• _AVAILABLE DATA_
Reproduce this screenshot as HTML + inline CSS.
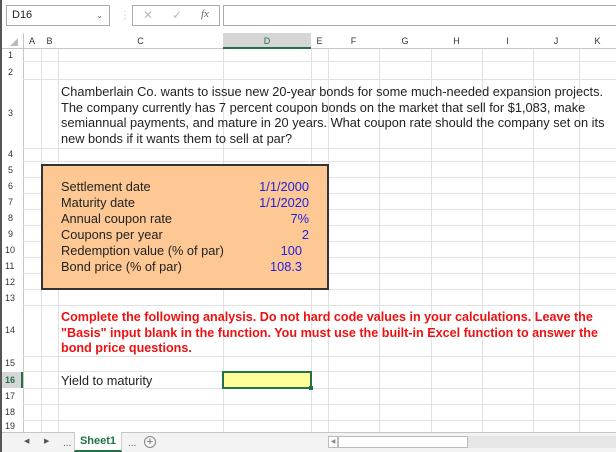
<!DOCTYPE html>
<html><head><meta charset="utf-8"><style>
*{margin:0;padding:0;box-sizing:border-box}
body{width:616px;height:452px;overflow:hidden;background:#fff;font-family:"Liberation Sans",Arial,sans-serif;position:relative}
.a{position:absolute}
.hl{position:absolute;height:1px;background:#e1e1e1;left:23px;right:0}
.vl{position:absolute;width:1px;background:#e1e1e1;top:49px;height:383px}
.rh{position:absolute;left:0;width:23px;font-size:9px;color:#333;text-align:left;padding-left:8px}
.ch{position:absolute;top:33px;height:16px;font-size:9px;color:#333;text-align:center;line-height:16px}
.t{position:absolute;font-size:12.8px;color:#222;line-height:15.5px}
.b{color:#2222dd;text-align:right;position:absolute;font-size:12.8px;line-height:16px}
</style></head><body>
<div class="a" style="left:0;top:0;width:616px;height:33px;background:#fff"></div>
<div class="a" style="left:0;top:0;width:2px;height:452px;background:#555"></div>
<div class="a" style="left:6px;top:5px;width:104px;height:21px;border:1px solid #aaa;font-size:11px;padding:3px 5px;color:#222">D16<span style="position:absolute;right:6px;top:5px;font-size:8px;color:#555">&#8964;</span></div>
<div class="a" style="left:120px;top:10px;color:#bbb;font-size:10px">&#8942;</div>
<div class="a" style="left:132px;top:5px;width:88px;height:21px;border:1px solid #aaa;font-size:12px;color:#bbb"><span style="position:absolute;left:10px;top:2px">&#10005;</span><span style="position:absolute;left:39px;top:2px">&#10003;</span><span style="position:absolute;left:68px;top:2px;color:#666;font-style:italic;font-family:'Liberation Serif',serif;font-size:11px">fx</span></div>
<div class="a" style="left:223px;top:5px;width:400px;height:21px;border:1px solid #aaa"></div>
<div class="a" style="left:2px;top:33px;width:614px;height:16px;background:#fff;border-bottom:1px solid #c6c6c6"></div>
<div class="a" style="left:223px;top:33px;width:88px;height:16px;background:#d6d6d6;border-bottom:2px solid #217346"></div>
<div class="a" style="left:10px;top:38px;width:0;height:0;border-left:8px solid transparent;border-bottom:8px solid #bbb"></div>
<div class="ch" style="left:23px;width:18px">A</div>
<div class="ch" style="left:41px;width:17px">B</div>
<div class="ch" style="left:58px;width:165px">C</div>
<div class="ch" style="left:223px;width:88px;color:#217346">D</div>
<div class="ch" style="left:311px;width:17px">E</div>
<div class="ch" style="left:328px;width:51px">F</div>
<div class="ch" style="left:379px;width:52px">G</div>
<div class="ch" style="left:431px;width:51px">H</div>
<div class="ch" style="left:482px;width:51px">I</div>
<div class="ch" style="left:533px;width:46px">J</div>
<div class="ch" style="left:579px;width:37px">K</div>
<div class="a" style="left:23px;top:33px;width:1px;height:400px;background:#c6c6c6"></div>
<div class="vl" style="left:41px"></div><div class="vl" style="left:58px"></div><div class="vl" style="left:223px"></div><div class="vl" style="left:311px"></div><div class="vl" style="left:328px"></div><div class="vl" style="left:379px"></div><div class="vl" style="left:431px"></div><div class="vl" style="left:482px"></div><div class="vl" style="left:533px"></div><div class="vl" style="left:579px"></div>
<div class="hl" style="top:61px"></div><div class="hl" style="top:79px"></div><div class="hl" style="top:148px"></div><div class="hl" style="top:161px"></div><div class="hl" style="top:177px"></div><div class="hl" style="top:193px"></div><div class="hl" style="top:209px"></div><div class="hl" style="top:225px"></div><div class="hl" style="top:241px"></div><div class="hl" style="top:257px"></div><div class="hl" style="top:273px"></div><div class="hl" style="top:289px"></div><div class="hl" style="top:305px"></div><div class="hl" style="top:356px"></div><div class="hl" style="top:371px"></div><div class="hl" style="top:388px"></div><div class="hl" style="top:404px"></div><div class="hl" style="top:420px"></div>
<div class="rh" style="top:50px">1</div><div class="rh" style="top:67px">2</div><div class="rh" style="top:108px">3</div><div class="rh" style="top:149px">4</div><div class="rh" style="top:165px">5</div><div class="rh" style="top:181px">6</div><div class="rh" style="top:197px">7</div><div class="rh" style="top:213px">8</div><div class="rh" style="top:229px">9</div><div class="rh" style="top:245px;padding-left:5px">10</div><div class="rh" style="top:261px;padding-left:5px">11</div><div class="rh" style="top:277px;padding-left:5px">12</div><div class="rh" style="top:293px;padding-left:5px">13</div><div class="rh" style="top:325px;padding-left:5px">14</div><div class="rh" style="top:358px;padding-left:5px">15</div>
<div class="a" style="left:2px;top:372px;width:21px;height:16px;background:#d6d6d6;border-right:2px solid #217346"></div>
<div class="rh" style="top:375px;padding-left:5px;color:#217346;font-weight:bold">16</div>
<div class="rh" style="top:391px;padding-left:5px">17</div><div class="rh" style="top:407px;padding-left:5px">18</div><div class="rh" style="top:421px;padding-left:5px">19</div>
<div class="t" style="left:61px;top:84px;width:560px;white-space:nowrap">Chamberlain Co. wants to issue new 20-year bonds for some much-needed expansion projects.<br>The company currently has 7 percent coupon bonds on the market that sell for $1,083, make<br>semiannual payments, and mature in 20 years. What coupon rate should the company set on its<br>new bonds if it wants them to sell at par?</div>
<div class="a" style="left:41px;top:164px;width:288px;height:126px;background:#fdc894;border:2px solid #333"></div>
<div class="t" style="left:61px;top:179px;line-height:16px">Settlement date<br>Maturity date<br>Annual coupon rate<br>Coupons per year<br>Redemption value (% of par)<br>Bond price (% of par)</div>
<div class="b" style="left:223px;top:179px;width:86px">1/1/2000<br>1/1/2020<br>7%<br>2</div>
<div class="b" style="left:223px;top:243px;width:79px">100<br>108.3</div>
<div class="t" style="left:61px;top:310px;color:#ee1111;font-weight:bold;white-space:nowrap;font-size:12.6px">Complete the following analysis. Do not hard code values in your calculations. Leave the<br>"Basis" input blank in the function. You must use the built-in Excel function to answer the<br>bond price questions.</div>
<div class="t" style="left:61px;top:373px">Yield to maturity</div>
<div class="a" style="left:222px;top:371px;width:90px;height:18px;background:#ffff99;border:2px solid #217346"></div>
<div class="a" style="left:309px;top:386px;width:4px;height:4px;background:#217346"></div>
<div class="a" style="left:2px;top:432px;width:614px;height:20px;background:#f3f3f3;border-top:1px solid #c6c6c6"></div>
<div class="a" style="left:24px;top:437px;font-size:7px;color:#555">&#9664;</div>
<div class="a" style="left:44px;top:437px;font-size:7px;color:#555">&#9654;</div>
<div class="a" style="left:63px;top:438px;font-size:10px;color:#217346">...</div>
<div class="a" style="left:74px;top:432px;width:48px;height:20px;background:#fff;border-bottom:2px solid #217346;border-left:1px solid #ccc;border-right:1px solid #ccc;font-size:11px;font-weight:bold;color:#217346;text-align:center;line-height:18px">Sheet1</div>
<div class="a" style="left:128px;top:438px;font-size:10px;color:#217346">...</div>
<div class="a" style="left:144px;top:436px;width:12px;height:12px;border:1px solid #888;border-radius:50%;font-size:11px;line-height:10px;text-align:center;color:#666">+</div>
<div class="a" style="left:328px;top:436px;width:10px;height:12px;border:1px solid #bbb;background:#fff;font-size:6px;color:#888;line-height:10px;text-align:center">&#9664;</div>
<div class="a" style="left:338px;top:436px;width:130px;height:12px;border:1px solid #bbb;background:#fff"></div>
<div class="a" style="left:468px;top:436px;width:148px;height:12px;background:#e6e6e6"></div>
</body></html>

• _EXERCISE DIRECTIONS_
All the material shown above is to be copied exactly, with no pictures carried over.

• _SOLUTION FOR THIS TASK_
Reproduce this screenshot as HTML + inline CSS.
<!DOCTYPE html>
<html><head><meta charset="utf-8"><style>
*{margin:0;padding:0;box-sizing:border-box}
body{width:616px;height:452px;overflow:hidden;background:#fff;font-family:"Liberation Sans",Arial,sans-serif;position:relative}
.a{position:absolute}
.hl{position:absolute;height:1px;background:#e1e1e1;left:23px;right:0}
.vl{position:absolute;width:1px;background:#e1e1e1;top:49px;height:383px}
.rh{position:absolute;left:0;width:23px;font-size:9px;color:#333;text-align:left;padding-left:8px}
.ch{position:absolute;top:33px;height:16px;font-size:9px;color:#333;text-align:center;line-height:16px}
.t{position:absolute;font-size:12.8px;color:#222;line-height:15.5px}
.b{color:#2222dd;text-align:right;position:absolute;font-size:12.8px;line-height:16px}
</style></head><body>
<div class="a" style="left:0;top:0;width:616px;height:33px;background:#fff"></div>
<div class="a" style="left:0;top:0;width:2px;height:452px;background:#555"></div>
<div class="a" style="left:6px;top:5px;width:104px;height:21px;border:1px solid #aaa;font-size:11px;padding:3px 5px;color:#222">D16<span style="position:absolute;right:6px;top:5px;font-size:8px;color:#555">&#8964;</span></div>
<div class="a" style="left:120px;top:10px;color:#bbb;font-size:10px">&#8942;</div>
<div class="a" style="left:132px;top:5px;width:88px;height:21px;border:1px solid #aaa;font-size:12px;color:#bbb"><span style="position:absolute;left:10px;top:2px">&#10005;</span><span style="position:absolute;left:39px;top:2px">&#10003;</span><span style="position:absolute;left:68px;top:2px;color:#666;font-style:italic;font-family:'Liberation Serif',serif;font-size:11px">fx</span></div>
<div class="a" style="left:223px;top:5px;width:400px;height:21px;border:1px solid #aaa"></div>
<div class="a" style="left:2px;top:33px;width:614px;height:16px;background:#fff;border-bottom:1px solid #c6c6c6"></div>
<div class="a" style="left:223px;top:33px;width:88px;height:16px;background:#d6d6d6;border-bottom:2px solid #217346"></div>
<div class="a" style="left:10px;top:38px;width:0;height:0;border-left:8px solid transparent;border-bottom:8px solid #bbb"></div>
<div class="ch" style="left:23px;width:18px">A</div>
<div class="ch" style="left:41px;width:17px">B</div>
<div class="ch" style="left:58px;width:165px">C</div>
<div class="ch" style="left:223px;width:88px;color:#217346">D</div>
<div class="ch" style="left:311px;width:17px">E</div>
<div class="ch" style="left:328px;width:51px">F</div>
<div class="ch" style="left:379px;width:52px">G</div>
<div class="ch" style="left:431px;width:51px">H</div>
<div class="ch" style="left:482px;width:51px">I</div>
<div class="ch" style="left:533px;width:46px">J</div>
<div class="ch" style="left:579px;width:37px">K</div>
<div class="a" style="left:23px;top:33px;width:1px;height:400px;background:#c6c6c6"></div>
<div class="vl" style="left:41px"></div><div class="vl" style="left:58px"></div><div class="vl" style="left:223px"></div><div class="vl" style="left:311px"></div><div class="vl" style="left:328px"></div><div class="vl" style="left:379px"></div><div class="vl" style="left:431px"></div><div class="vl" style="left:482px"></div><div class="vl" style="left:533px"></div><div class="vl" style="left:579px"></div>
<div class="hl" style="top:61px"></div><div class="hl" style="top:79px"></div><div class="hl" style="top:148px"></div><div class="hl" style="top:161px"></div><div class="hl" style="top:177px"></div><div class="hl" style="top:193px"></div><div class="hl" style="top:209px"></div><div class="hl" style="top:225px"></div><div class="hl" style="top:241px"></div><div class="hl" style="top:257px"></div><div class="hl" style="top:273px"></div><div class="hl" style="top:289px"></div><div class="hl" style="top:305px"></div><div class="hl" style="top:356px"></div><div class="hl" style="top:371px"></div><div class="hl" style="top:388px"></div><div class="hl" style="top:404px"></div><div class="hl" style="top:420px"></div>
<div class="rh" style="top:50px">1</div><div class="rh" style="top:67px">2</div><div class="rh" style="top:108px">3</div><div class="rh" style="top:149px">4</div><div class="rh" style="top:165px">5</div><div class="rh" style="top:181px">6</div><div class="rh" style="top:197px">7</div><div class="rh" style="top:213px">8</div><div class="rh" style="top:229px">9</div><div class="rh" style="top:245px;padding-left:5px">10</div><div class="rh" style="top:261px;padding-left:5px">11</div><div class="rh" style="top:277px;padding-left:5px">12</div><div class="rh" style="top:293px;padding-left:5px">13</div><div class="rh" style="top:325px;padding-left:5px">14</div><div class="rh" style="top:358px;padding-left:5px">15</div>
<div class="a" style="left:2px;top:372px;width:21px;height:16px;background:#d6d6d6;border-right:2px solid #217346"></div>
<div class="rh" style="top:375px;padding-left:5px;color:#217346;font-weight:bold">16</div>
<div class="rh" style="top:391px;padding-left:5px">17</div><div class="rh" style="top:407px;padding-left:5px">18</div><div class="rh" style="top:421px;padding-left:5px">19</div>
<div class="t" style="left:61px;top:84px;width:560px;white-space:nowrap">Chamberlain Co. wants to issue new 20-year bonds for some much-needed expansion projects.<br>The company currently has 7 percent coupon bonds on the market that sell for $1,083, make<br>semiannual payments, and mature in 20 years. What coupon rate should the company set on its<br>new bonds if it wants them to sell at par?</div>
<div class="a" style="left:41px;top:164px;width:288px;height:126px;background:#fdc894;border:2px solid #333"></div>
<div class="t" style="left:61px;top:179px;line-height:16px">Settlement date<br>Maturity date<br>Annual coupon rate<br>Coupons per year<br>Redemption value (% of par)<br>Bond price (% of par)</div>
<div class="b" style="left:223px;top:179px;width:86px">1/1/2000<br>1/1/2020<br>7%<br>2</div>
<div class="b" style="left:223px;top:243px;width:79px">100<br>108.3</div>
<div class="t" style="left:61px;top:310px;color:#ee1111;font-weight:bold;white-space:nowrap;font-size:12.6px">Complete the following analysis. Do not hard code values in your calculations. Leave the<br>"Basis" input blank in the function. You must use the built-in Excel function to answer the<br>bond price questions.</div>
<div class="t" style="left:61px;top:373px">Yield to maturity</div>
<div class="a" style="left:222px;top:371px;width:90px;height:18px;background:#ffff99;border:2px solid #217346"></div>
<div class="a" style="left:309px;top:386px;width:4px;height:4px;background:#217346"></div>
<div class="a" style="left:2px;top:432px;width:614px;height:20px;background:#f3f3f3;border-top:1px solid #c6c6c6"></div>
<div class="a" style="left:24px;top:437px;font-size:7px;color:#555">&#9664;</div>
<div class="a" style="left:44px;top:437px;font-size:7px;color:#555">&#9654;</div>
<div class="a" style="left:63px;top:438px;font-size:10px;color:#217346">...</div>
<div class="a" style="left:74px;top:432px;width:48px;height:20px;background:#fff;border-bottom:2px solid #217346;border-left:1px solid #ccc;border-right:1px solid #ccc;font-size:11px;font-weight:bold;color:#217346;text-align:center;line-height:18px">Sheet1</div>
<div class="a" style="left:128px;top:438px;font-size:10px;color:#217346">...</div>
<div class="a" style="left:144px;top:436px;width:12px;height:12px;border:1px solid #888;border-radius:50%;font-size:11px;line-height:10px;text-align:center;color:#666">+</div>
<div class="a" style="left:328px;top:436px;width:10px;height:12px;border:1px solid #bbb;background:#fff;font-size:6px;color:#888;line-height:10px;text-align:center">&#9664;</div>
<div class="a" style="left:338px;top:436px;width:130px;height:12px;border:1px solid #bbb;background:#fff"></div>
<div class="a" style="left:468px;top:436px;width:148px;height:12px;background:#e6e6e6"></div>
</body></html>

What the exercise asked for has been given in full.